4. Contacting networker’s connection – before dropping the name of my connection, I ask permission, unless they say go ahead and connect with them, or direct me not to mention their name. Sometimes people will connect you, but want to keep themselves out of this particular request. Just honor that, and be thankful for their assistance. If it’s okay, let the new connection know how you know your mutual contact and what you were hoping to accomplish. Keep it simple.
5. Follow-up – make sure to thank all parties involved… the connection, the networker… appropriately. You know the people and the situation. I usually take work networking colleagues out to lunch- my treat. Friends, I’ll give a thank you note, bottle of wine, or take them out to dinner.
So how does one network?
1. Just start making friends. Seriously. It is all in who you know, and more importantly, who knows you. And guess what, the more people you know, well, the more you are networked. True story.
2. Proactively connect people. Start helping people right away. Pay attention to what they may need and how you might be able to help. You’ve just networked.
3. Attend a formal event. Formal events are great on a professional level, because then you address the elephant in the room- ‘we’re all here to use each other and get into accounts’ – there, I said it. But guess what- you can also form really great friendships. I call one of my greatest networkers my “work bestie” because we are CONSTANTLY on the lookout for opportunities for one another.
4. Ask. I know this is probably hard for some of you- but as I mentioned above, if it’s a good friend, they’ll want to help you.
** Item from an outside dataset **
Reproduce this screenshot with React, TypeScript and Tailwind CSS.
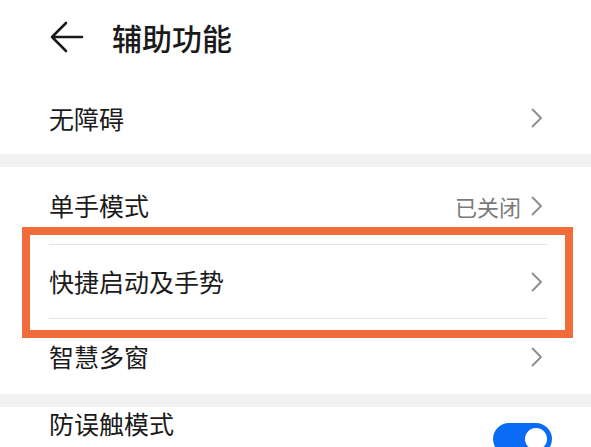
import React from "react";

const Chevron = () => (
  <svg width="12" height="20" viewBox="0 0 12 20" fill="none" className="shrink-0">
    <path d="M1.5 1.5 L10 10 L1.5 18.5" stroke="#8c8c8c" strokeWidth="1.8" strokeLinecap="round" strokeLinejoin="round" />
  </svg>
);

const Row = ({ label, value, h, divider }: { label: string; value?: string; h: string; divider?: boolean }) => (
  <div className={`flex flex-col ${h}`}>
    <div className="flex flex-1 items-center pl-[49px] pr-[48px]">
      <span className="flex-1 text-[25px] text-[#1b1b1b] leading-none">{label}</span>
      {value && <span className="mr-[10px] text-[22px] text-[#7a7a7a] leading-none">{value}</span>}
      <Chevron />
    </div>
    {divider && <div className="ml-[49px] mr-[43px] h-px bg-[#e6e6e6]" />}
  </div>
);

export default function App() {
  return (
    <div
      className="relative w-[591px] h-[447px] overflow-hidden bg-white"
      style={{ fontFamily: '"Noto Sans CJK SC", "Noto Sans", sans-serif' }}
    >
      <div className="flex h-[82px] items-center pl-[50px] pb-[8px]">
        <svg width="34" height="32" viewBox="0 0 34 32" fill="none">
          <path d="M16 2 L2 16 L16 30 M2 16 H32" stroke="#1a1a1a" strokeWidth="2.6" strokeLinecap="round" strokeLinejoin="round" />
        </svg>
        <span className="ml-[28px] text-[30px] font-medium text-[#1a1a1a] leading-none">辅助功能</span>
      </div>
      <Row label="无障碍" h="h-[72px]" />
      <div className="h-[13px] bg-[#f2f2f2]" />
      <Row label="单手模式" value="已关闭" h="h-[78px]" divider />
      <Row label="快捷启动及手势" h="h-[74px]" divider />
      <Row label="智慧多窗" h="h-[75px]" />
      <div className="h-[13px] bg-[#f2f2f2]" />
      <div className="flex items-start pl-[49px] pr-[39px] pt-[1px]">
        <div className="flex flex-1 flex-col">
          <span className="text-[25px] text-[#1b1b1b] leading-[30px]">防误触模式</span>
          <span className="mt-[8px] text-[19px] text-[#b0b0b0] leading-[24px]">防止手机在口袋或包里时误触屏幕</span>
        </div>
        <div className="mt-[15px] flex h-[32px] w-[59px] items-center justify-end rounded-full bg-[#0a6cf5] p-[2px]">
          <div className="h-[28px] w-[28px] rounded-full border-[3px] border-[#0a6cf5] bg-white" />
        </div>
      </div>
      <div className="absolute left-[22px] top-[227px] h-[111px] w-[551px] border-[8px] border-[#f26b3b]" />
    </div>
  );
}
I even ask for referrals with prospects who reject me… and guess what… many times they give me referrals into businesses that I couldn’t get into if I tried. Even though I couldn’t help them… they wanted to help me. You just never know. It doesn’t hurt to ask.
I know I wouldn’t be where I am in my career and life experiences, had it not been for networking. Give it a try and see how it goes. It may get you a lot farther -in whatever your ambition- in a shorter amount of time, and everyone can feel positive from it!